We already have a Flink cluster. Is it worth migrating?

Partially. If you have significant investment in Flink Java/Scala pipelines with good operational practices, migrating for migration's sake has real costs. The more productive path is to use RisingWave alongside Flink: route aggregation-heavy feature jobs to RisingWave, keep any existing Flink jobs that are stable and complex enough to justify the operational overhead. Evaluate migration job by job based on maintenance burden.

Our fraud features include some ML-generated embeddings. How do we integrate those?

Pre-compute embeddings offline (or in a background Python service) and store them in RisingWave as a table.

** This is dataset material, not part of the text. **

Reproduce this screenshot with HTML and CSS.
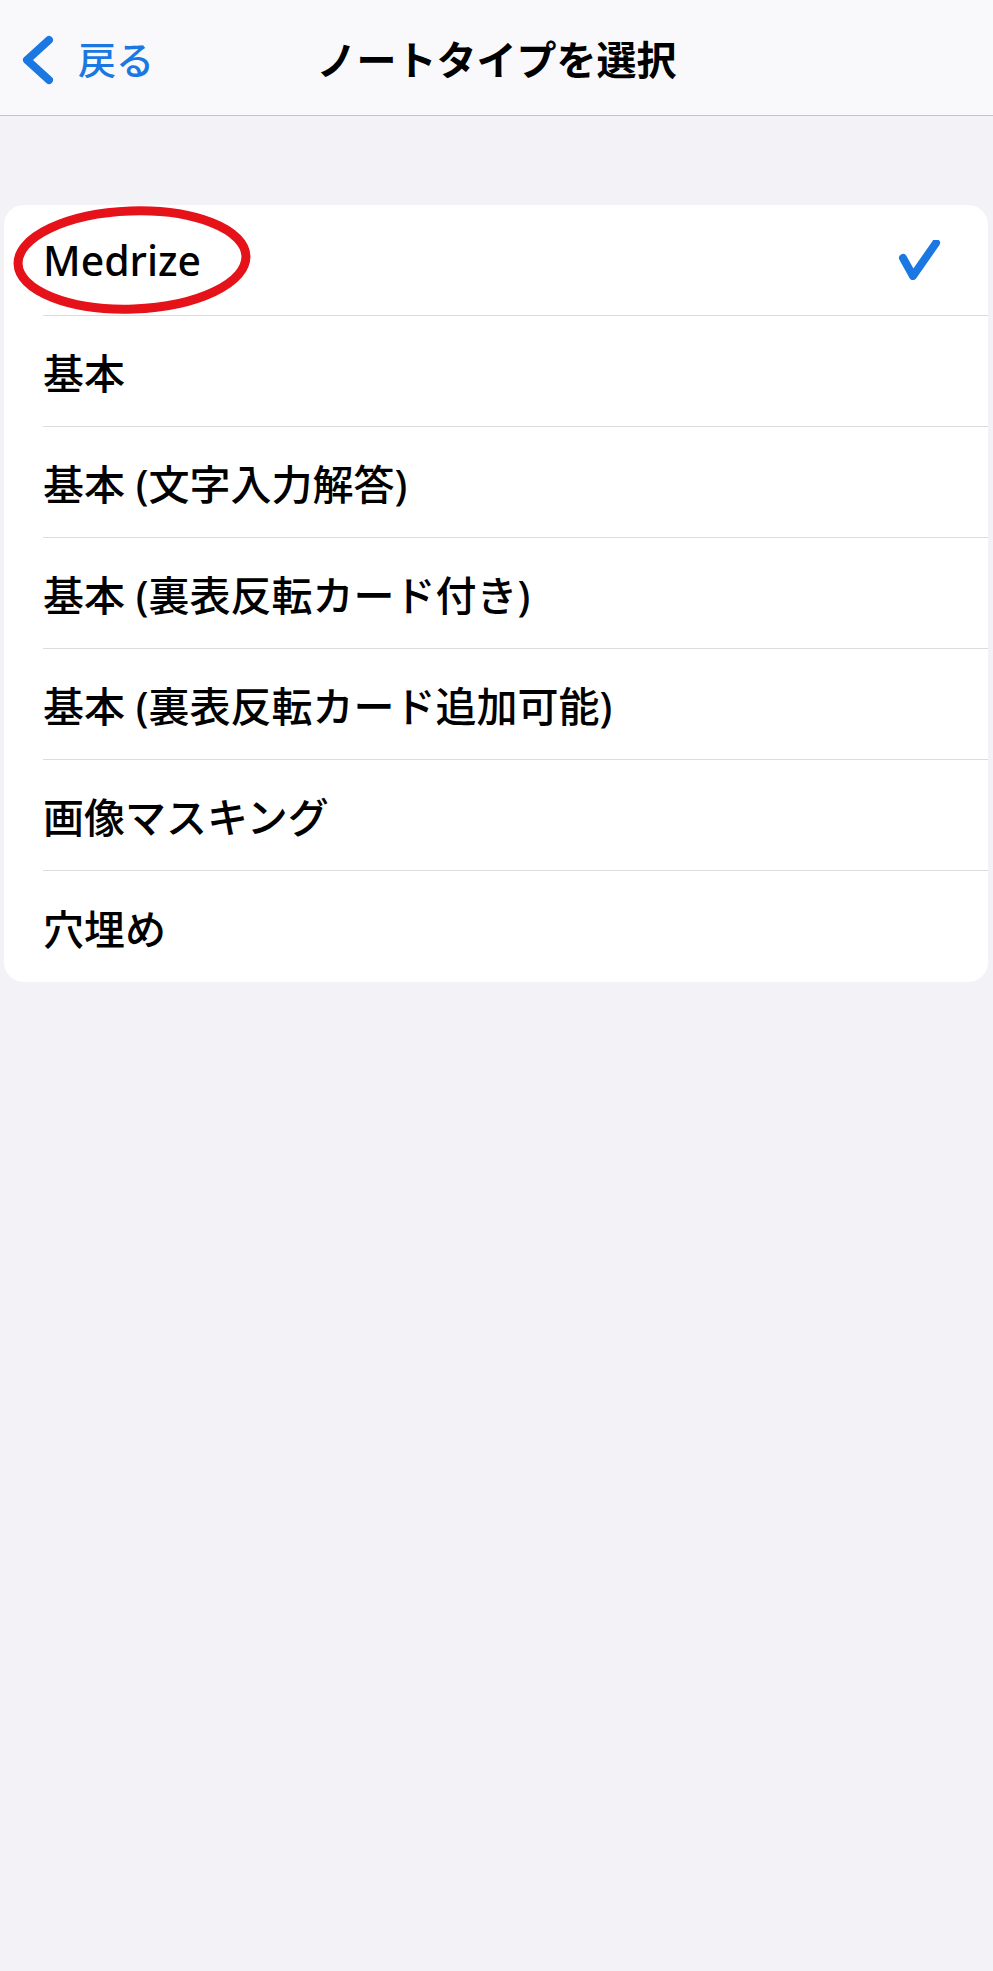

Your authorization flow joins the incoming transaction against the embedding table at scoring time. The embedding table updates on whatever cadence your ML pipeline runs — hourly, daily, or as an online update. This is a common pattern in production fraud systems.

How do we handle schema changes in the transactions table?

Add columns to the source table, update the relevant materialized views, and drop/recreate any views that need to reference the new column. RisingWave supports ALTER TABLE for source tables. Downstream views that don't reference the changed column are unaffected. This is significantly easier than the Flink equivalent, which often requires a full savepoint restore cycle.

The core argument here is not that SQL is always better. It is that SQL is the right tool for a specific, important subset of fraud feature engineering — the aggregation-heavy, join-heavy, rule-based subset that constitutes the majority of features in most production systems. Use it for what it does well. Keep Python for what requires flexibility that SQL genuinely cannot provide.